Of course it can be said that any industry improves the economy of the state, and carried to its logical conclusion appellee's argument would invalidate any discriminations based on the use of the property involved. Yet it will be noted that the exempt status of the eight different classes of property provided for in KRS 139.480 is tied to the use of such property. It is common knowledge that the tax benefit provisions of our Constitution and statutes here under consideration were principally designed to induce the location in Kentucky of outside interests, and particularly the most successful ones available. It is not unreasonable to conclude that the manufacturing industry offered the best field for promotion. Service and other industries would normally offer a lesser potential from the standpoint of capitalization, employment, stability and expansion. Manufacturing machinery produces goods which ordinarily would be subject to the sales tax, whereas service industries do not produce a taxable product.
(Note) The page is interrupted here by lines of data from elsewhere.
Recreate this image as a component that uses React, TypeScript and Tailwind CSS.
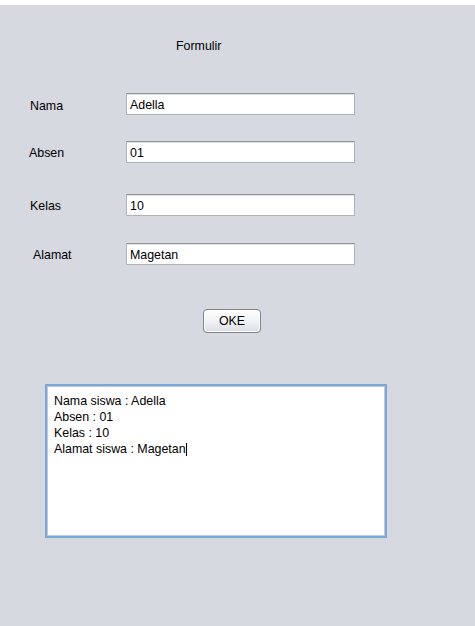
import React from 'react';

const fields = [
    { label: 'Nama', value: 'Adella', labelPad: 'pl-[30px] mt-[4px]', gap: 'mt-[39px]' },
    { label: 'Absen', value: '01', labelPad: 'pl-[29px] mt-[2px]', gap: 'mt-[26px]' },
    { label: 'Kelas', value: '10', labelPad: 'pl-[30px] mt-[2px]', gap: 'mt-[31px]' },
    { label: 'Alamat', value: 'Magetan', labelPad: 'pl-[33px] mt-[2px]', gap: 'mt-[27px]' },
];

export default function App() {
    return (
        <div className="w-[475px] h-[626px] bg-[#d6d9df] text-[12.4px] leading-[15px] text-black font-['Liberation_Sans',Arial,sans-serif] overflow-hidden">
            <div className="h-[5px] bg-white" />

            {/* judul */}
            <div className="mt-[34px] pl-[176px]">Formulir</div>

            {fields.map((f) => (
                <div key={f.label} className={`flex items-center h-[22px] ${f.gap}`}>
                    <div className={`w-[126px] ${f.labelPad}`}>{f.label}</div>
                    <div className="w-[229px] h-[22px] bg-white border border-[#b0b3b9] border-t-[#8f9298] shadow-[inset_0_1px_0_#dfe1e5] flex items-center pl-[3px] pt-[2px]">
                        {f.value}
                    </div>
                </div>
            ))}

            <div className="mt-[44px] pl-[203px]">
                <button className="w-[58px] h-[24px] rounded-[4px] border border-[#80848b] bg-gradient-to-b from-white via-[#f2f3f5] to-[#d9dde3] flex items-center justify-center shadow-[inset_0_0_0_1px_#ffffff]">
                    OKE
                </button>
            </div>

            <div className="mt-[51px] ml-[45px] w-[342px] h-[154px] bg-white border-2 border-[#7ea6d3] shadow-[inset_0_0_0_1px_#b7cde8] pl-[7px] pt-[7px] leading-[16px]">
                <div>Nama siswa : Adella</div>
                <div>Absen : 01</div>
                <div>Kelas : 10</div>
                <div className="flex items-center">
                    Alamat siswa : Magetan
                    <span className="inline-block w-px h-[13px] bg-black" />
                </div>
            </div>
        </div>
    );
}
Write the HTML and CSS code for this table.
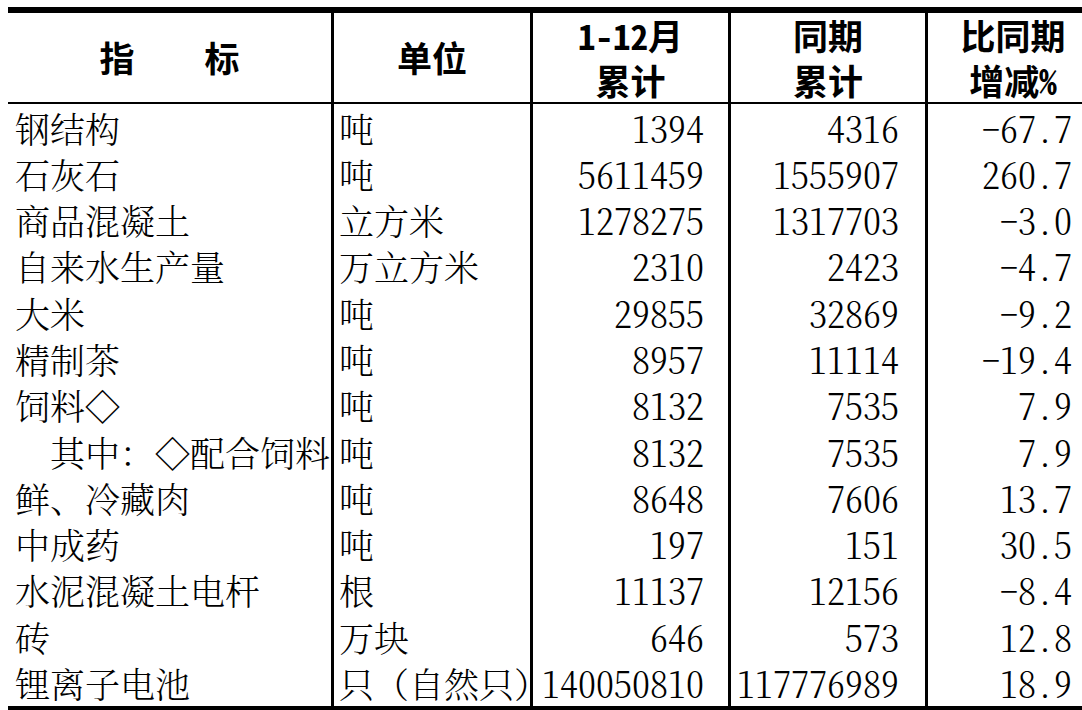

At least these are valid considerations the legislature could take into account.
This is a policy matter which, as we have said, is peculiarly one for legislative determination. The wisdom of the policy is a matter not before us. There are sound reasons which justify placing in the tax exempt category only that machinery for new and expanded industry which is used in the manufacturing process. We do not find KRS 139.170 arbitrary and unreasonable.
It is unnecessary to pass upon other questions raised on this appeal.
The judgment is reversed, with directions to enter a judgment for the Commonwealth affirming the order of the Kentucky Board of Tax Appeals.
All concur except OSBORNE, J., not sitting.